Analysis of the mechanisms of fluoroquinolone resistance in urinary tract pathogens.

OBJECTIVES: To characterize the mechanisms of fluoroquinolone resistance in urinary tract pathogens exhibiting a multiple antibiotic resistance phenotype as well as a high-level resistance to fluoroquinolones. METHODS: Nineteen Escherichia coli urinary tract infection pathogens exhibiting high-level resistance to fluoroquinolones were characterized in this study. Alterations in outer membrane proteins (OMPs) and lipopolysaccharide (LPS) were analysed by PAGE. Changes to the quinolone resistance-determining regions (QRDRs) of GyrA and ParC were determined by PCR and DNA sequencing. The presence of the qnrA gene was determined by PCR amplification. Ciprofloxacin uptake was determined spectrophotometrically using the quinolone accumulation assay. RESULTS: OMP analysis showed decreased expression, the absence of certain proteins or the presence of proteins with altered molecular weights when compared with wild-type strains.
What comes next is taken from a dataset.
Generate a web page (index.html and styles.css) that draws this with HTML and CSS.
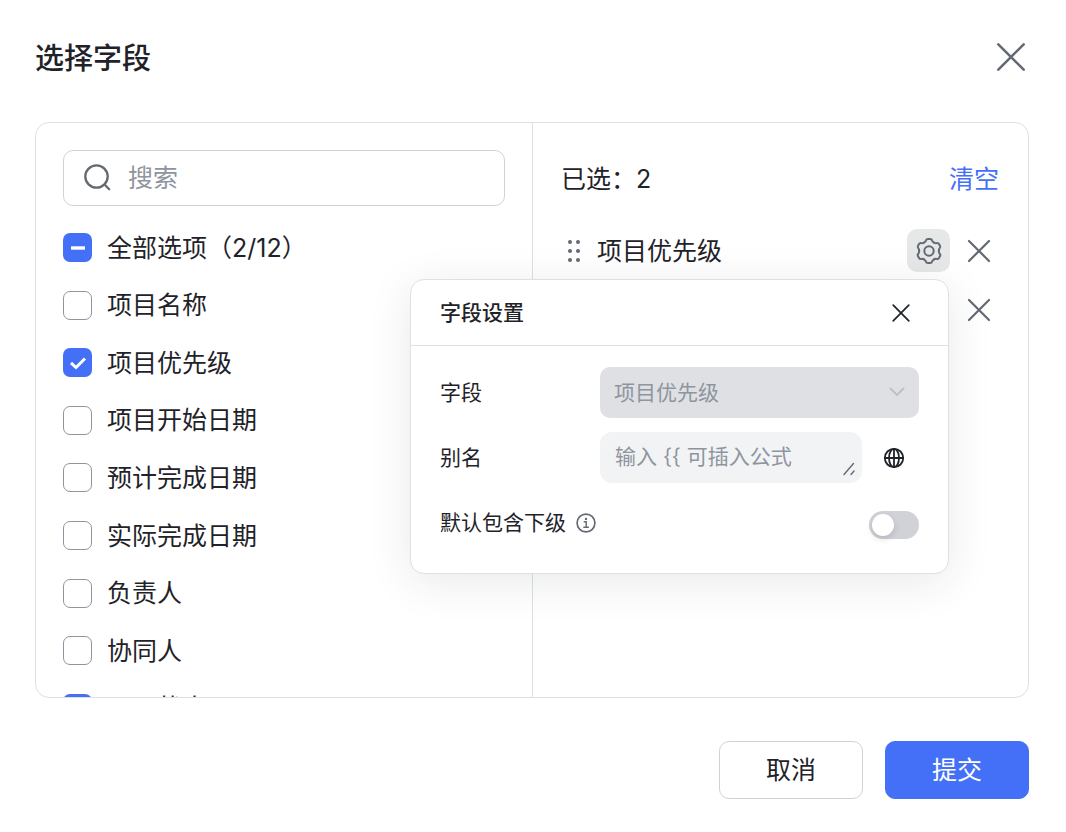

Most isolates possessed a smooth LPS phenotype. Isolates had double mutations in GyrA codons 83 and 87, in addition to a ParC alteration at Ser-80/Glu-84. Isolates accumulated varying levels of ciprofloxacin, and upon the addition of carbonyl cyanide m-chlorophenylhydrazone, increased accumulation was observed in all instances. E. coli isolates with a rough LPS phenotype appeared to accumulate higher levels of ciprofloxacin compared with those with a smooth LPS phenotype expressing OmpF normally, or even those not possessing OmpF. All E. coli isolates tested demonstrated active efflux of ciprofloxacin. Plasmid-mediated quinolone resistance (presence of the qnrA gene) was observed in 36.8% of isolates. CONCLUSIONS: A combination of target gene alterations, altered OM permeability, presence of the qnrA gene and active efflux appear to act together to produce a high-level, multiresistance phenotype.